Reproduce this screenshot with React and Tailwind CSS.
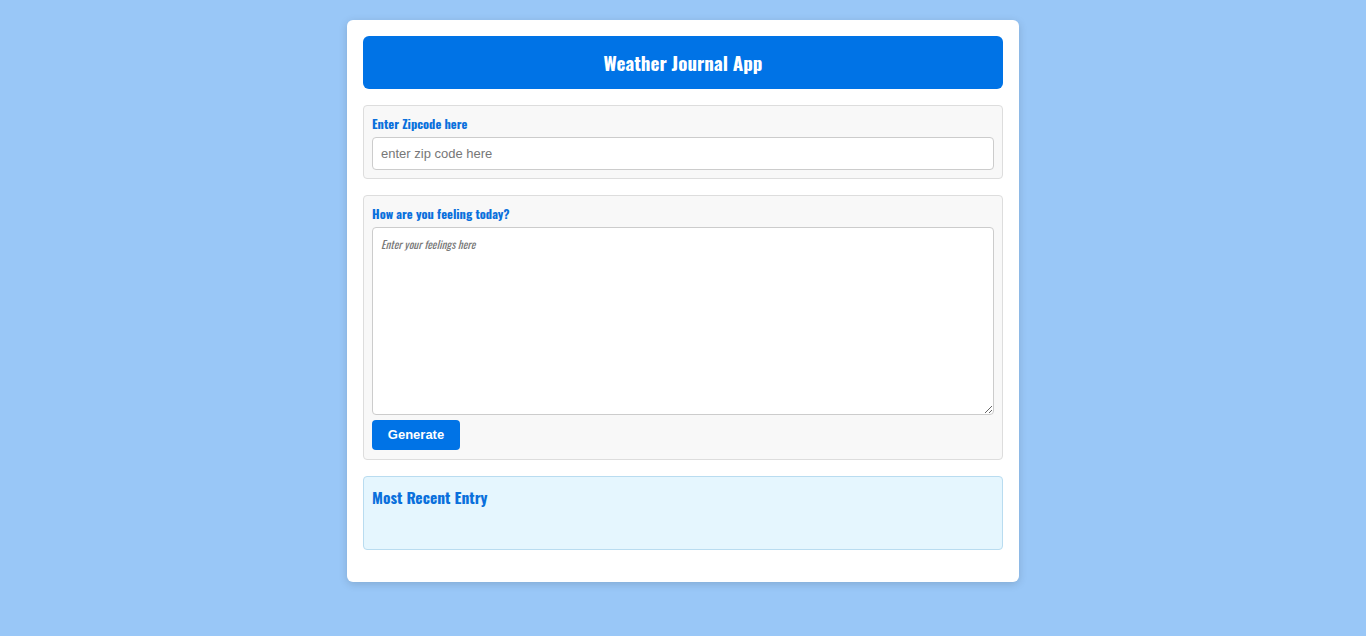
export default function App() {
  const cond = { fontFamily: '"Oswald", "Liberation Sans Narrow", "DejaVu Sans Condensed", "Roboto Condensed", sans-serif' };
  return (
    <div className="min-h-[636px] w-full bg-[#99c7f7] pt-5 pb-5">
      <div className="mx-auto w-[672px] rounded-md bg-white p-4 shadow-[0_2px_8px_rgba(0,0,0,0.15)]">
        <div className="flex h-[53px] items-center justify-center rounded-md bg-[#0073e6]">
          <h1 className="text-[19px] font-bold text-white" style={cond}>Weather Journal App</h1>
        </div>
        <div className="mt-4 rounded border border-[#dddddd] bg-[#f8f8f8] px-2 pt-[8px] pb-2">
          <label className="block h-[23px] text-[12.5px] font-bold leading-[20px] text-[#0a70dc]" style={cond}>Enter Zipcode here</label>
          <input
            className="block h-[33px] w-full rounded border border-[#cccccc] bg-white px-2 text-[13px] text-[#333] placeholder:text-[#777]"
            style={{ fontFamily: '"Liberation Sans", Arial, sans-serif' }}
            placeholder="enter zip code here"
          />
        </div>
        <div className="mt-4 rounded border border-[#dddddd] bg-[#f8f8f8] px-2 pt-[8px] pb-[9px]">
          <label className="block h-[23px] text-[12.5px] font-bold leading-[20px] text-[#0a70dc]" style={cond}>How are you feeling today?</label>
          <textarea
            className="block h-[188px] w-full rounded border border-[#cccccc] bg-white px-2 py-2 text-[11px] italic text-[#333] placeholder:text-[#777]"
            style={cond}
            placeholder="Enter your feelings here"
          />
          <button
            className="mt-[5px] block h-[30px] w-[88px] rounded bg-[#0073e6] text-[13px] font-bold text-white"
            style={{ fontFamily: '"Liberation Sans", Arial, sans-serif' }}
          >
            Generate
          </button>
        </div>
        <div className="mt-4 h-[74px] rounded border border-[#b9dcf0] bg-[#e5f6fe] px-2 pt-[8px]">
          <h2 className="text-[15.5px] font-bold leading-[24px] text-[#0a70dc]" style={cond}>Most Recent Entry</h2>
        </div>
        <div className="h-4" />
      </div>
    </div>
  );
}
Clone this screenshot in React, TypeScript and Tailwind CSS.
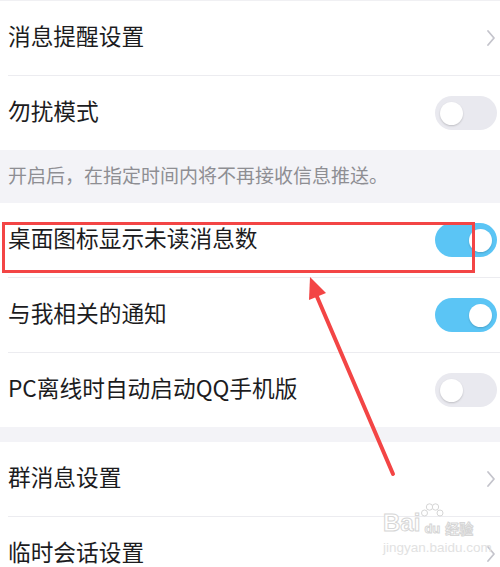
import React from 'react';

type Row =
  | { id: number; label: string; kind: 'link' }
  | { id: number; label: string; kind: 'toggle'; on: boolean };

const Chevron: React.FC = () => (
  <svg width="10" height="18" viewBox="0 0 10 18" className="mr-[4px] shrink-0">
    <polyline points="2,2 8,9 2,16" fill="none" stroke="#c4c4cc" strokeWidth="1.8" strokeLinecap="round" strokeLinejoin="round" />
  </svg>
);

const Toggle: React.FC<{ on: boolean }> = ({ on }) => (
  <div
    className={`mr-[3px] flex h-[34px] w-[62px] shrink-0 items-center rounded-full px-[5px] ${
      on ? 'justify-end bg-[#5bc5f5]' : 'justify-start bg-[#e9e9ef]'
    }`}
  >
    <div className="h-[23px] w-[23px] rounded-full bg-white shadow-[0_1px_2px_rgba(0,0,0,0.18)]" />
  </div>
);

const SettingRow: React.FC<{ row: Row; first?: boolean }> = ({ row, first }) => (
  <div
    className={`flex items-center justify-between bg-white pl-[8px] ${
      first ? 'h-[75px] border-t border-[#f0f0f3]' : 'h-[74px]'
    }`}
  >
    <span className="-translate-y-[2px] text-[22.7px] leading-none text-[#1c1c1e]">{row.label}</span>
    {row.kind === 'link' ? <Chevron /> : <Toggle on={row.on} />}
  </div>
);

const Divider: React.FC = () => (
  <div className="bg-white pl-[8px]">
    <div className="h-px bg-[#ececf0]" />
  </div>
);

const App: React.FC = () => {
  const top: Row[] = [
    { id: 1, label: '消息提醒设置', kind: 'link' },
    { id: 2, label: '勿扰模式', kind: 'toggle', on: false },
  ];
  const middle: Row[] = [
    { id: 3, label: '桌面图标显示未读消息数', kind: 'toggle', on: true },
    { id: 4, label: '与我相关的通知', kind: 'toggle', on: true },
    { id: 5, label: 'PC离线时自动启动QQ手机版', kind: 'toggle', on: false },
  ];
  const bottom: Row[] = [
    { id: 6, label: '群消息设置', kind: 'link' },
    { id: 7, label: '临时会话设置', kind: 'link' },
  ];

  const group = (rows: Row[], firstTop = false) =>
    rows.map((row, i) => (
      <React.Fragment key={row.id}>
        {i > 0 && <Divider />}
        <SettingRow row={row} first={firstTop && i === 0} />
      </React.Fragment>
    ));

  return (
    <div
      className="relative h-[567px] w-[500px] overflow-hidden bg-white"
      style={{ fontFamily: '"Noto Sans CJK SC", "Noto Sans", sans-serif' }}
    >
      {group(top, true)}

      <div className="flex h-[53px] items-center bg-[#f3f3f7] pl-[8px]">
        <span className="-translate-y-[2px] text-[19px] leading-none text-[#8e8e93]">开启后，在指定时间内将不再接收信息推送。</span>
      </div>

      {group(middle)}

      <div className="h-[15px] bg-[#f3f3f7]" />

      {group(bottom)}

      {/* annotation: red box */}
      <div className="absolute left-[2px] top-[222px] h-[51px] w-[473px] border-[3px] border-[#f34545]" />

      {/* annotation: arrow */}
      <svg className="absolute left-0 top-0" width="500" height="567" viewBox="0 0 500 567">
        <line x1="393" y1="474" x2="315" y2="292" stroke="#f34545" strokeWidth="4" strokeLinecap="round" />
        <polygon points="310,277 326,293 309,300" fill="#f34545" />
      </svg>

      {/* watermark */}
      <div className="absolute left-[383px] top-[511px] flex w-[92px] flex-col items-start">
        <div
          className="flex items-end text-[24px] font-bold leading-none text-white [-webkit-text-stroke:1px_#d6d6d6]"
          style={{ fontFamily: '"Liberation Sans", "Noto Sans CJK SC", sans-serif' }}
        >
          <span>Bai</span>
          <span className="relative flex h-[24px] w-[24px] items-end justify-center">
            <svg className="absolute left-0 top-[-9px]" width="24" height="20" viewBox="0 0 24 20">
              <circle cx="4.5" cy="11" r="3" fill="white" stroke="#d6d6d6" />
              <circle cx="9.5" cy="5" r="3.2" fill="white" stroke="#d6d6d6" />
              <circle cx="15.5" cy="5" r="3.2" fill="white" stroke="#d6d6d6" />
              <circle cx="20" cy="11" r="3" fill="white" stroke="#d6d6d6" />
            </svg>
            <span className="text-[13px]">du</span>
          </span>
          <span className="ml-[1px] text-[14px]" style={{ fontFamily: '"Noto Sans CJK SC", sans-serif' }}>
            经验
          </span>
        </div>
        <span
          className="mt-[6px] text-[13.5px] leading-none text-[#e2e2e2]"
          style={{ fontFamily: '"Liberation Sans", sans-serif' }}
        >
          jingyan.baidu.com
        </span>
      </div>
    </div>
  );
};

export default App;
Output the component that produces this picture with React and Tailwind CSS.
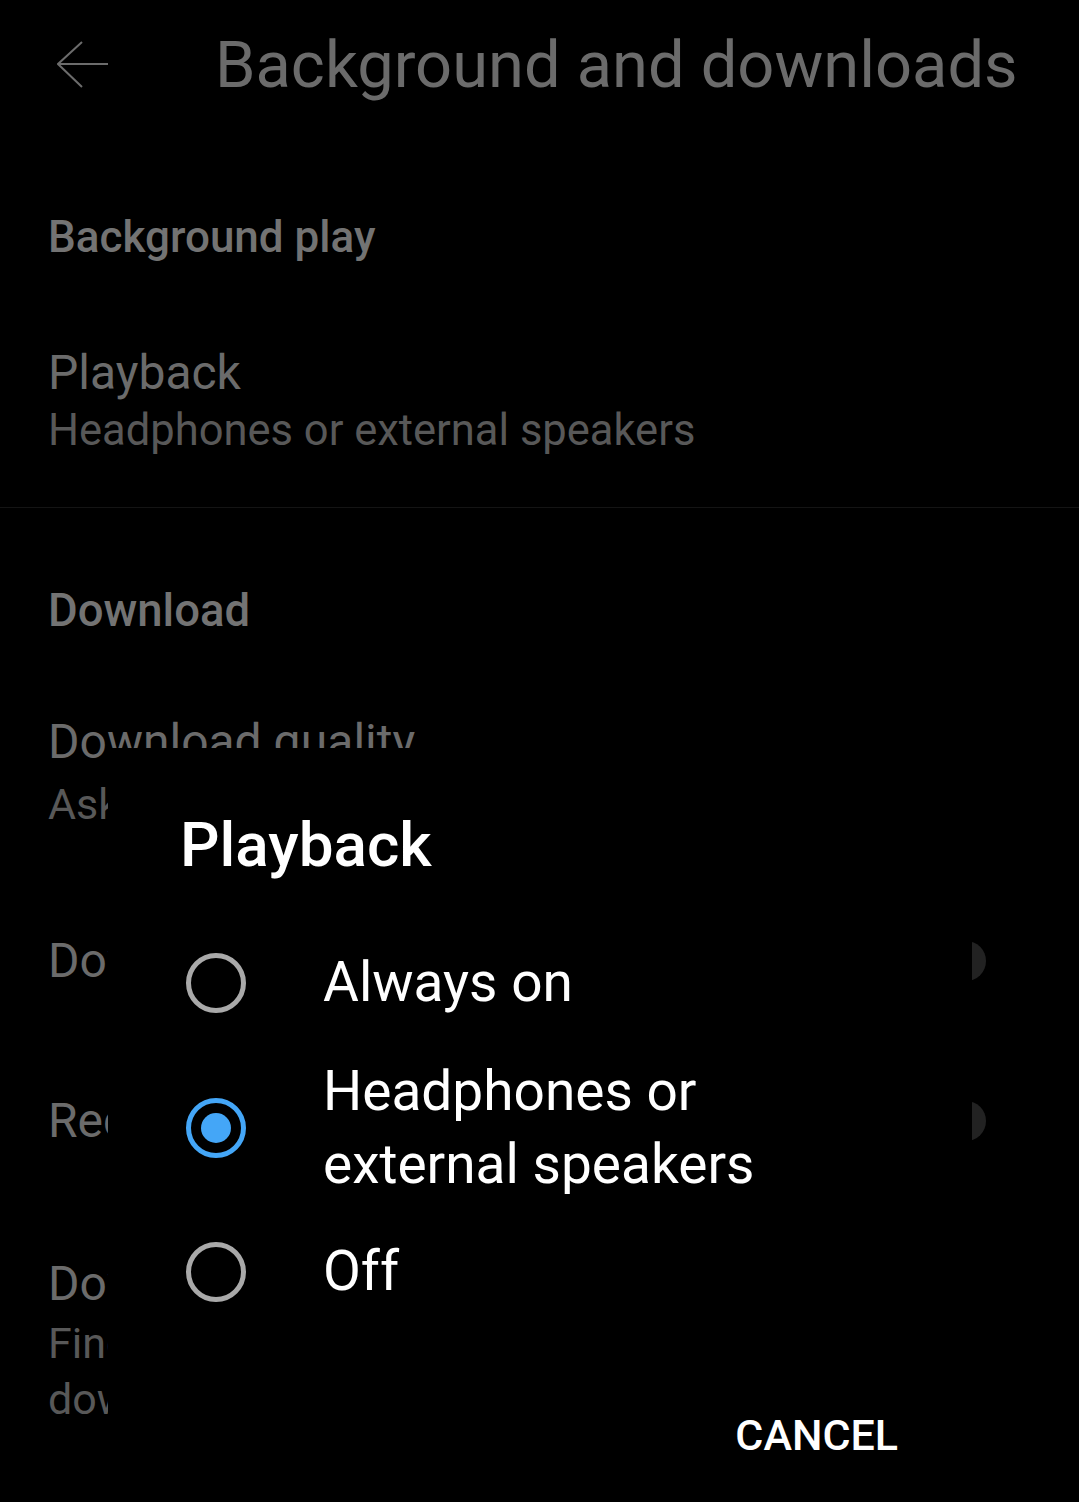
import { useState } from "react";

const Radio = ({ checked }) => (
    <div
        className={
            checked
                ? "flex h-[60px] w-[60px] shrink-0 items-center justify-center rounded-full border-[5px] border-[#44a6f7]"
                : "flex h-[60px] w-[60px] shrink-0 items-center justify-center rounded-full border-[5px] border-[#a9a9a9]"
        }
    >
        {checked && <div className="h-[30px] w-[30px] rounded-full bg-[#44a6f7]"></div>}
    </div>
);

const Toggle = () => (
    <div className="h-[40px] w-[76px] shrink-0 rounded-full bg-[#222222]"></div>
);

export default function App() {
    const [choice, setChoice] = useState(1);

    const options = [
        { label: ["Always on"], mt: "mt-[70px]" },
        { label: ["Headphones or", "external speakers"], mt: "mt-[36px]" },
        { label: ["Off"], mt: "mt-[34px]" },
    ];

    return (
        <div className="relative h-[1502px] w-full overflow-hidden bg-black font-['Roboto','Noto_Sans',sans-serif]">
            {/* settings page, dimmed behind the dialog */}
            <div className="flex h-[130px] items-center pl-[57px]">
                <svg width="52" height="48" viewBox="0 0 52 48" fill="none" stroke="#6c6c6c" strokeWidth="2">
                    <path d="M1 23 H51" />
                    <path d="M25 1 L1 23 L25 46" />
                </svg>
                <h1 className="ml-[106px] text-[65px] leading-none text-[#6b6b6b]">Background and downloads</h1>
            </div>

            <div className="pl-[48px]">
                <div className="mt-[85px] text-[44px] font-medium leading-none text-[#737373]">Background play</div>

                <div className="mt-[90px] text-[48px] leading-none text-[#6b6b6b]">Playback</div>
                <div className="mt-[12px] text-[43.5px] leading-none text-[#585858]">Headphones or external speakers</div>
            </div>

            <div className="mt-[54px] border-b border-[#141414]"></div>

            <div className="pl-[48px]">
                <div className="mt-[80px] text-[45.5px] font-medium leading-none text-[#737373]">Download</div>

                <div className="mt-[85px] text-[48px] leading-none text-[#6b6b6b]">Download quality</div>
                <div className="mt-[17px] text-[43px] leading-none text-[#585858]">Ask each time</div>

                <div className="mt-[111px] flex items-center justify-between pr-[93px]">
                    <div className="text-[48px] leading-none text-[#6b6b6b]">Download over Wi-Fi only</div>
                    <Toggle />
                </div>

                <div className="mt-[112px] flex items-center justify-between pr-[93px]">
                    <div className="text-[48px] leading-none text-[#6b6b6b]">Recommended downloads</div>
                    <Toggle />
                </div>

                <div className="mt-[115px] text-[48px] leading-none text-[#6b6b6b]">Downloads</div>
                <div className="mt-[7px] text-[43px] leading-[56px] text-[#585858]">
                    Find songs and videos you&apos;ve
                    <br />
                    downloaded in your Library
                </div>
            </div>

            {/* dialog */}
            <div className="absolute bottom-0 left-[108px] top-[748px] w-[864px] bg-black">
                <h2 className="pl-[72px] pt-[66px] text-[62px] font-medium leading-none text-white">Playback</h2>

                {options.map((option, index) => (
                    <div
                        key={index}
                        onClick={() => setChoice(index)}
                        className={`${option.mt} flex cursor-pointer items-center pl-[78px]`}
                    >
                        <Radio checked={choice === index} />
                        <div className="ml-[77px] text-[55px] leading-[73px] text-white">
                            {option.label.map((line) => (
                                <div key={line}>{line}</div>
                            ))}
                        </div>
                    </div>
                ))}

                <div className="mt-[106px] flex justify-end pr-[74px]">
                    <button className="text-[43px] font-medium leading-none text-white">CANCEL</button>
                </div>
            </div>
        </div>
    );
}
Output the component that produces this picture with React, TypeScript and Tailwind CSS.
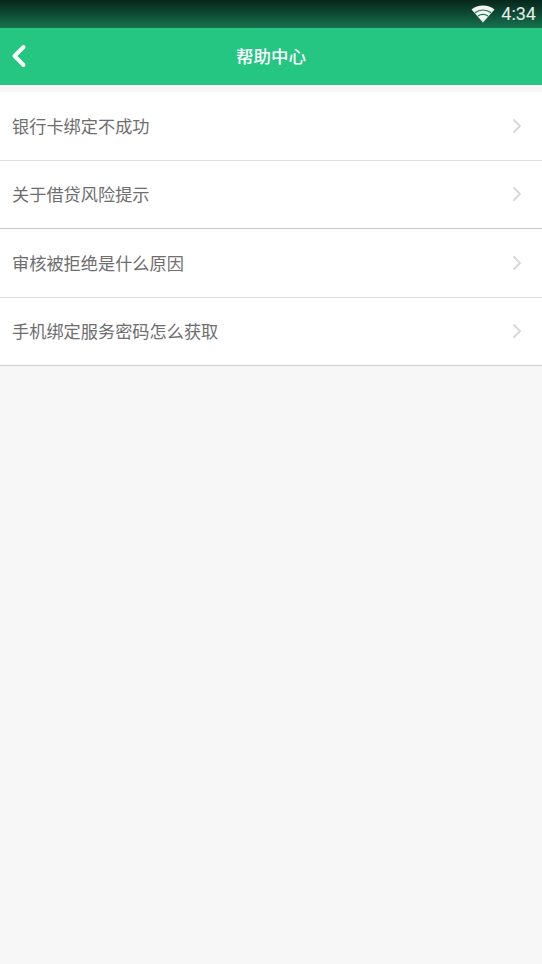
import { ChevronLeft, ChevronRight } from "lucide-react"

const items = [
  { title: "银行卡绑定不成功", h: "h-[69px]", line: "border-[#e2e2e2]" },
  { title: "关于借贷风险提示", h: "h-[68px]", line: "border-[#c9c9c9]" },
  { title: "审核被拒绝是什么原因", h: "h-[69px]", line: "border-[#dcdcdc]" },
  { title: "手机绑定服务密码怎么获取", h: "h-[68px]", line: "border-[#cfcfcf]" },
]

export default function App() {
  return (
    <div
      className="flex h-[964px] w-[542px] flex-col overflow-hidden bg-[#f7f7f7]"
      style={{ fontFamily: '"Noto Sans CJK SC", "Liberation Sans", sans-serif' }}
    >
      <div className="flex h-[28px] items-center justify-end bg-gradient-to-b from-[#07261b] to-[#16744f] pr-[6px]">
        <svg width="24" height="18" viewBox="0 0 24 18" className="mr-[6px] mb-[1px]">
          <path d="M12 17.5 0.5 4.6C3.6 2 7.6 0.5 12 0.5s8.4 1.5 11.500 4.100Z" fill="#fff" opacity="0.95" />
          <path d="M4 7.700C6.200 6 9 5 12 5s5.800 1 8 2.700" stroke="#16744f" strokeWidth="1.100" fill="none" />
          <path d="M7 11C8.400 10 10.100 9.400 12 9.400s3.600 0.600 5 1.600" stroke="#16744f" strokeWidth="1.100" fill="none" />
        </svg>
        <span className="text-[18px] leading-none text-white/90" style={{ fontFamily: "Roboto, sans-serif" }}>
          4:34
        </span>
      </div>

      <div className="relative flex h-[57px] items-center justify-center bg-[#25c681]">
        <ChevronLeft className="absolute left-[1px] top-[10px] h-[36px] w-[36px] text-white" strokeWidth={2.600} />
        <span className="text-[17.500px] font-medium text-white">帮助中心</span>
      </div>

      <div className="mt-[7px] flex flex-col bg-white">
        {items.map((item) => (
          <div
            key={item.title}
            className={`flex items-center justify-between border-b pb-[1px] pl-[12px] pr-[13px] ${item.h} ${item.line}`}
          >
            <span className="text-[17.200px] text-[#6e6e6e]">{item.title}</span>
            <ChevronRight className="h-[24px] w-[24px] text-[#d9d9d9]" strokeWidth={2} />
          </div>
        ))}
      </div>
    </div>
  )
}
━━━
**What this task involves**:
Each line that holds the word "Tailwind" is to be copied.

**Solution**:
Reproduce this screenshot with React and Tailwind CSS.
Clone this screenshot in React, TypeScript and Tailwind CSS.
Output the component that produces this picture with React and Tailwind CSS.
Output the component that produces this picture with React, TypeScript and Tailwind CSS.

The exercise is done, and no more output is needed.